In these conditions, "Company" means Calor Gas Limited, and "CALOR Outlet" means Calor Centres, Dealers, Retailers, Stockists, or other supply points approved by the Company. "CALOR", "Refill Agreement Charge" and "User" are defined on the first page, and "Cylinders" and "Gas" are defined in condition 1.

  1. Purpose of the Refill Agreement Charge. In consideration for the Refill Agreement Charge, the Company agrees to refill the Cylinder(s) included in your order with supplies of Gas (“Gas”) during the currency of this agreement. The Company will fulfil its obligation to refill the Cylinder by providing the User with a pre-filled Cylinder in exchange for the empty Cylinder, but reserves the right to refill the Cylinder by any other means. A Cylinder(s) can only be exchanged for a similar replacement refill Cylinder(s), otherwise a new agreement is required. Please see our Exchange Policy at http://www.calor.co.uk/custome... for further details about exchanging Cylinders.
  2. Future supplies of Gas – In entering into this agreement the User also understands that he/she will pay additional sums at the prevailing rate for the Gas contained in the Cylinder and for all future supplies of Gas as and when the Cylinder is refilled in accordance with Condition 1.
  3. Cylinders remain the property of the Company at all times and may only be filled by the Company. The Company makes the Cylinder(s) available to the User as a means of safely transporting and storing the Gas supplied. This agreement is not a rental agreement and it does not provide the User with title in the Cylinder. The User will not part with possession or control of the Cylinder(s) (other than to a CALOR outlet) nor claim to have any rights that conflict with this agreement, nor create or purport or attempt to create any agency or bailment in relation to the Cylinder(s) or to the User’s obligations.

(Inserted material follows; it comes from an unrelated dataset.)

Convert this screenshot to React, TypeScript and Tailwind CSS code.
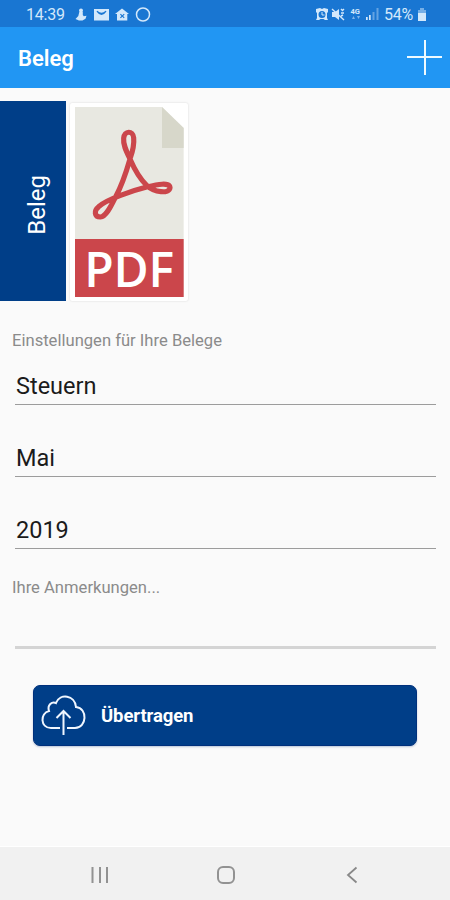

  4. Use of Cylinder – Cylinders may be used only as a container for Gas and may not be sold, exchanged (other than for the Purpose of this agreement), hired, assigned, transferred, mortgaged, lent, abandoned, nor damaged, defaced, decanted, filled or tampered with.
  5. The Company’s rights over the Cylinders – The User is liable for the safe storage and use of Cylinders and the safety of any equipment used with them but the Company may inspect or test Cylinders and any fittings used with them at any time and remove and replace Cylinders if defective, or for any other reason, but without the Company being under any obligation to do so. In any case of wilful damage or breach of this Agreement the Company may repossess Cylinders immediately and the User by entering into this agreement irrevocably authorises the Company or their agent to enter on the User’s property for these purposes and in that event this agreement is terminated. The Company may charge the User for loss of use of a Cylinder, in the event of loss or damage to the Cylinder but this charge shall not give the User any rights in the Cylinder. In that event, unless the Company, at its discretion, decides otherwise, the User will forfeit any rights or benefits conferred upon them by this agreement.
  6. Statutory Obligations – The Company will comply with all statutory and appropriate Code of Practice requirements in respect of Cylinders but this shall not mean that the Company has any obligation to maintain in good condition Cylinders which are in the User’s possession.
  7. Termination by the User – This agreement remains in force for 50 years. The User may terminate this agreement by returning the Cylinder(s) in good order to a CALOR outlet nominated for this purpose and shall be entitled on presenting this agreement to a refund of a proportion of the Refill Agreement Charge as follows:-Calor Refund Table.
  8. Termination by the Company – This agreement may be terminated by the Company in the event of any act of insolvency or breach of this agreement on the part of the User.
  9. Delivery – Where a Cylinder is to be delivered to the User the Company may use an agent for this purpose.
  10. This agreement is governed by and construed in accordance with English Law.
  11. VAT and any other applicable taxes will be charged at the appropriate rate.